ところで私は以前、科学朝日を読んでました。すると廃刊になりました。つぎにサイアスを取り始めると、また廃刊。パリティに変えたけどこれはちと歯が立たなくて、いま日経サイエンスとナショジオを読んでます。科学雑誌が衰退する国はろくなもんじゃありません。ゆとり教育のおかげで理科の時間は半分になってしまい、学校では実験さえろくろくできないそうじゃないですか。

先日、とある研修で現役の小学教諭が「月は7つあるんじゃないんですか?」と聞いたそうです。それはいまの理科教育では月の満ち欠けの原理を教えないからだそうです。教科書には三日月や満月の写真だけが掲載されてあり、そうなる原理を知らずに名称だけ記憶すればテストで点が取れるんだそうです。その青年は月の満ち欠けを知らずに7種類の月があるのだと思いこみ、ただ丸暗記しただけの知識で教職免許を取って、それでも先生になれたんです。

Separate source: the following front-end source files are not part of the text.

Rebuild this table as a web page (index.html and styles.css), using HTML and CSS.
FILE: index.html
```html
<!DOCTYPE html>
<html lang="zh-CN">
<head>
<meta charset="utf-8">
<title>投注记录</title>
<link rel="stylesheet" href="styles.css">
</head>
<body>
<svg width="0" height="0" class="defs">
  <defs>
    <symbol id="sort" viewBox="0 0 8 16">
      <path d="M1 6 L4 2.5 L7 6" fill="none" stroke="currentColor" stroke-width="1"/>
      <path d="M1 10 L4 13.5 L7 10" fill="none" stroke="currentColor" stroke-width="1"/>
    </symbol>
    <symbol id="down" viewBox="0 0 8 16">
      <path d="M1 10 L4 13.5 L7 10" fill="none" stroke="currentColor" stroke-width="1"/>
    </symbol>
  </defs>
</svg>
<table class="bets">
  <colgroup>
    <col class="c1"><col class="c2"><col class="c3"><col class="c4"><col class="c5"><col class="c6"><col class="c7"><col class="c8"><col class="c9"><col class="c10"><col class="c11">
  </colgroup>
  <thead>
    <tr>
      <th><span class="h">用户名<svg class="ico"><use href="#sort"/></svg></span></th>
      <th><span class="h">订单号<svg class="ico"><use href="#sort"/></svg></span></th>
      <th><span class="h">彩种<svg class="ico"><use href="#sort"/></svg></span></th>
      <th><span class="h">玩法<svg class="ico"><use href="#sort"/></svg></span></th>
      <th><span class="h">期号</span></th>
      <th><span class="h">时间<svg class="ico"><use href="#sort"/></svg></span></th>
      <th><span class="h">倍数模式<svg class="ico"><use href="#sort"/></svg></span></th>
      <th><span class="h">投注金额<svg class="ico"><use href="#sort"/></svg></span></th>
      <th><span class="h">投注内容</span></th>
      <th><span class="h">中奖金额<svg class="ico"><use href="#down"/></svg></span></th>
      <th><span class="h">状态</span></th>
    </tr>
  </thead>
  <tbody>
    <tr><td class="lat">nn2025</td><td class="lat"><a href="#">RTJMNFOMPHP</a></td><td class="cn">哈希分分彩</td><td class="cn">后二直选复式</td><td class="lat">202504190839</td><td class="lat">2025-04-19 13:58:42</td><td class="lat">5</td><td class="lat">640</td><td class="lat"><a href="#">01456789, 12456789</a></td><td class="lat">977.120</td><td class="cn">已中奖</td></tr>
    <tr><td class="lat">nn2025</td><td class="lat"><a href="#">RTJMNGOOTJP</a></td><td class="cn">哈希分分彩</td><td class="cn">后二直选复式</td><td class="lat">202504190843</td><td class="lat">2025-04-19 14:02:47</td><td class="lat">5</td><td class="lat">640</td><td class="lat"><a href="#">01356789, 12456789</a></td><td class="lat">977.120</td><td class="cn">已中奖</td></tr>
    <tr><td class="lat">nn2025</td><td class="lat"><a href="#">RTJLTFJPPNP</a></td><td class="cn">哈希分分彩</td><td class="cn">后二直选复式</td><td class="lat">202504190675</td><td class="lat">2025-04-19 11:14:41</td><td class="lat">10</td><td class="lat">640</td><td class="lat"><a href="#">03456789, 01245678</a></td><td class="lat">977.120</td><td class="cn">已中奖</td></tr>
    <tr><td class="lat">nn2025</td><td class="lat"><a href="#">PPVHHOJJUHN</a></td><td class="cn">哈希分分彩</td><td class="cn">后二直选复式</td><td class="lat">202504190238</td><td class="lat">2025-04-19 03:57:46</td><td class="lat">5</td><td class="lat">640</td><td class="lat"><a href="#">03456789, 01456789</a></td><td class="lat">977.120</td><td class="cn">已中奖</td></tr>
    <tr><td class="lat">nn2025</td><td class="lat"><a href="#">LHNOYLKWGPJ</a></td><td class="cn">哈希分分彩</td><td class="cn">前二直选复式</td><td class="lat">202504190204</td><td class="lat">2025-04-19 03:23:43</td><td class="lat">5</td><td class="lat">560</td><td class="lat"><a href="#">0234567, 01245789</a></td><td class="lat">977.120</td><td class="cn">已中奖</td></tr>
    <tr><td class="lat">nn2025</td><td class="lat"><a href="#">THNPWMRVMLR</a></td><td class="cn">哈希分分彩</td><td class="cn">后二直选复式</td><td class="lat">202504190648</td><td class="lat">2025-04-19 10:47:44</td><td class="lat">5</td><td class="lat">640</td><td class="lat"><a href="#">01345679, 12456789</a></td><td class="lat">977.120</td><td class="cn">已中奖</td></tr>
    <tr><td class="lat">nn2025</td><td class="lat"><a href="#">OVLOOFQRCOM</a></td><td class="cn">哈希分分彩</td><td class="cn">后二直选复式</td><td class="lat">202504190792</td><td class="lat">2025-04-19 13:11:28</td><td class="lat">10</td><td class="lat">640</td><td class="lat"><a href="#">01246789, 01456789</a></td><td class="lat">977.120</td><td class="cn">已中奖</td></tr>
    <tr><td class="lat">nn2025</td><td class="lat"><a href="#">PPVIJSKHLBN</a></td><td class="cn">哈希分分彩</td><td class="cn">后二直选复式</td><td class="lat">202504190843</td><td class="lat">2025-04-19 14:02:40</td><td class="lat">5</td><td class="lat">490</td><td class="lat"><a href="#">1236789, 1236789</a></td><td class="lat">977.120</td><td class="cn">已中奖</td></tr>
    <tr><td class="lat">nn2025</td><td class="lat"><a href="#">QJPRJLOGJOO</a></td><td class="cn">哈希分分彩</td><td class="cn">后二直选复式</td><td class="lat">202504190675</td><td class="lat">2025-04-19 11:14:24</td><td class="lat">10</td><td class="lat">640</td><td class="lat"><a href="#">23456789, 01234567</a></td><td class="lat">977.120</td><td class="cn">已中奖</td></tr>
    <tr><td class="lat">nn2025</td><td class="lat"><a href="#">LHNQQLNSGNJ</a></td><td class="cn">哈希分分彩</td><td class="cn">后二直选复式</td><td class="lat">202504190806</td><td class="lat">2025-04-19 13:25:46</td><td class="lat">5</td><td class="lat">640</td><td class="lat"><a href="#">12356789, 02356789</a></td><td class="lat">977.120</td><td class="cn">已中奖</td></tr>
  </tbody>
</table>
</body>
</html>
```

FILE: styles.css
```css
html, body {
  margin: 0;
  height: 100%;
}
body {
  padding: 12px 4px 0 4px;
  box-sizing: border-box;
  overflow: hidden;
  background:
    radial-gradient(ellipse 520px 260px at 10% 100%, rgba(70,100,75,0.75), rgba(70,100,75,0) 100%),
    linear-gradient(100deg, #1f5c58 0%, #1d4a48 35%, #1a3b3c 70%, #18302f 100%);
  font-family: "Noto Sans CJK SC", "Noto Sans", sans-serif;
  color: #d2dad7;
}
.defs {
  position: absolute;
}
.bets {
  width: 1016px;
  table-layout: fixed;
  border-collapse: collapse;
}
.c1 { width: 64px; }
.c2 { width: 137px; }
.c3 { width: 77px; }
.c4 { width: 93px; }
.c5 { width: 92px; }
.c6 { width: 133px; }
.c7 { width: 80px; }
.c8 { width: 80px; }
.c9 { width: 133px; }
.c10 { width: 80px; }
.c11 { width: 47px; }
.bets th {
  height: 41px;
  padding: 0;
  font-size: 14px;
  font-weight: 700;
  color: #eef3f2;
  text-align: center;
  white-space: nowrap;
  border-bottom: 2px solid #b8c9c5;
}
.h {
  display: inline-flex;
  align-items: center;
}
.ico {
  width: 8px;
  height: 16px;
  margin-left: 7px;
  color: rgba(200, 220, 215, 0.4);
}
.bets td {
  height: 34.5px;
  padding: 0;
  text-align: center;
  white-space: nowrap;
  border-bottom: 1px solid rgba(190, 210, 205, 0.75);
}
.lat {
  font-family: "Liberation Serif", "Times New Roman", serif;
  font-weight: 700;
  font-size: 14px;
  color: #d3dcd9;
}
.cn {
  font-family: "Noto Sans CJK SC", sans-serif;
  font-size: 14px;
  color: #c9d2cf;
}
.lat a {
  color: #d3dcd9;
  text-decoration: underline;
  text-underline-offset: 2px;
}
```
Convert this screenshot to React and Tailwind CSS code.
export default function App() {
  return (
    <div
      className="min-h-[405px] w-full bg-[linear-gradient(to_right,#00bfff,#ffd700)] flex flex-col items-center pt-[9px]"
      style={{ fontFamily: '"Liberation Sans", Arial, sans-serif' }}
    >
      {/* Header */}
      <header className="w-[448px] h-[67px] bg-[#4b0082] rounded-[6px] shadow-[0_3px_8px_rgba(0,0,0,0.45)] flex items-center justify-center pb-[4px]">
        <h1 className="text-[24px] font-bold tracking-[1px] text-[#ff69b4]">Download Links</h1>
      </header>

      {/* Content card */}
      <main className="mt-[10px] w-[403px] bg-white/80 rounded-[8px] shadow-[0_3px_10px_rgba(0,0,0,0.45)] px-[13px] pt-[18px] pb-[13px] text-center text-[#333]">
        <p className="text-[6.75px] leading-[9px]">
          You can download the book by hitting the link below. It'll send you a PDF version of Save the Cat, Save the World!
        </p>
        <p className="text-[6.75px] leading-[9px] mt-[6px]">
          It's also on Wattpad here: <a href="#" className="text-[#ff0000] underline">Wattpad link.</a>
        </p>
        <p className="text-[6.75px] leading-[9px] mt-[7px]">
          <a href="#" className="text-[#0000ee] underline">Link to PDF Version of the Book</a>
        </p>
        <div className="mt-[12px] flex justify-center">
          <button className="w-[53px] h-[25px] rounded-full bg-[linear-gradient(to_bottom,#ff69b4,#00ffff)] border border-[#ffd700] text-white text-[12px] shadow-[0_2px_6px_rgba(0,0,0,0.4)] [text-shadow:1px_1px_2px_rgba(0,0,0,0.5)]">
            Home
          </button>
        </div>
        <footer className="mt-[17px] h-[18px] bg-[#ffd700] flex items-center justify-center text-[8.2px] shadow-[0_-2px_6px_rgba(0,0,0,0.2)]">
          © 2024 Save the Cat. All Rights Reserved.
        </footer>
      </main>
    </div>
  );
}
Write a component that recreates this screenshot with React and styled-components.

こんなの教育じゃないし。こういう体たらくにしたのは、自民党のゆとり教育です。つくづくひどい連中でした。

それよか民主党がましならいいけど……ましなんだろうか。このごろちょい不安を覚えています。理科教育の予算まで削っただろう、民主党!そんなことより米軍の思いやり予算削れよ、バッサリと!